We had a fire in the chimney that first winter while we three kids were in the bath tub together and the fire truck came with flashing light and roaring engine (remember the hill) and the fire, limited to the chimney, was tapped quickly. The firemen presented cast-iron fire engine toys to sister and I, as we stood wrapped in towels and blankets, only adding to the festive excitement.
I remember sister was 5 as First Grade started , I watched jealously from the window as she walked away up the hill to school on the hand of an older neighbor girl. And then all too soon it was my turn.
My walk with mother and little brother to my first day in school happened in September of 1937. I remember Miss Gibbony, George Finch, Larry Bleitz, Keith Martin and Jerry Bond as names that come to mind easily. Those I remember walked the homeward bound streets with me until our move to another house in 1939.
As my fifth year was drawing to a closing in June and summer arrived I had been going off to the homes of those whose names I remember. This led me to go blocks out of my direct route walking home. I learned the pathways across the vacant lots and thru alleys. I discovered stairways that climbed dead ends that were too steep for a street and having made the climb it was obvious to me I had discovered another, better way to get home. I learned about Mountain Beavers from seeing their seemingly immense burrows in the undisturbed bits of the Queen Anne hill of old. On the occasions when mother asked where I had been, I answered ” Larry and I walked home a different way” When I reported my adventures mother would say “Be careful and don’t ruin your shoes” Larry’s mother made him wear Plus-Fours and was always saying “Larry pull up your stockings”.
I did always make it home to 2915 each evening to celebrate mom’s cooking and a bed upstairs to sleep in. Our house was a bungalow style with a large front porch. Around the open front and sides it had wide railings that I liked to lay on and look at the sky and clouds and I must have rolled a bit as suddenly I was falling to the ground 6 feet below. I was dizzy! I couldn’t breathe! My ears were ringing! I was disoriented, feeling sick and tried to get up! I was crying! No one was in witness and no one came! So after I was able to regain my lost breath and with tears streaming down my face, still feeling sick and dizzy I stumbled around to the steps, climbed the 9 treads to the porch and walked inside looking for sympathy, found my mother with little brother, she looked me over told me to “Go wash your face! You’ll get over it!” Some time later before we moved I did the same thing again but I didn’t tell mother. And I didn’t cry!
There was a huge swamp in the Sand Pit next to the school that we were told in class had caused the death of an older boy. Balls from the dusty gravel and dirt play-field would routinely bounce over the 3 foot fence and someone would have to go and get it. I retrieved at least one from the water and was tattled on back in class. Tough guys would take your class ball and kick it into the water just to be mean. The smaller kids cried! The swamp was a scary place. Filled with willows, cottonwoods and cattails. The debris floating on the water covered catfish that would suddenly heave and splash the water when you least expected. There were big rats! And even bigger strange birds.

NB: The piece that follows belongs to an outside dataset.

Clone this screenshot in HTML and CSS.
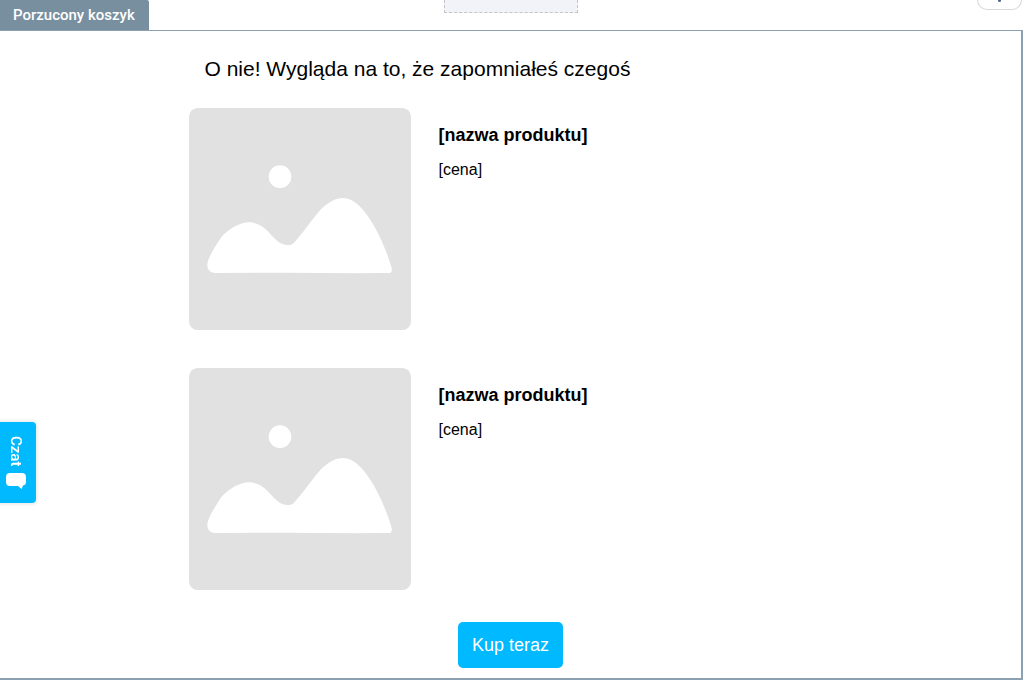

We had a great view from our house at 2915. One of the morning events was watching the Everett Interurban train make its run alone the far side of the Ship Canal and occasionally we would witness the Galloping Goose on the same tracks. We could see Fremont and the top of the bridge when it went up . Foremost on the eastern horizon was the Aurora Bridge, a grand span, high above everything else. It was opened the year of my birth in 1932 and became a marker of sorts for me. I remember dad talking about how people had jumped off the bridge and gone into the water, a fact which stayed with me and I finally checked it out later!
So when the bridge and I marked our sixth June it was a warm summer and I went about shirtless and shoeless in overalls. Some times school chums were home but most often there were few playmates around, sister preferred her own kind and brother was too young so I was often abroad on my own. One day I went to the Aurora Bridge and underneath found a huge dry sand slope that had not yet grown any underbrush in the abutments of the roadway. I was rolling and sliding by myself and I had sand in my hair so thick it felt really strange, sand was down my pants and into every nook and cranny so I took off my pants and played the nudist on the sand bank. As I climbed back to the top of the bank each time cars would go by on the underpass road but no one ever noticed me, a small tousled blond dirt-colored boy playing below the Aurora Bridge.
A last thought on the beginning of this story. I never attended my own high school graduation as I was a mid-year finisher. My Diploma remained in the office at Queen Anne High School until it’s closure. I never listened to the advice of the speaker at an equivalent graduation. I’m still trying to find out if I was ahead of the game or way behind!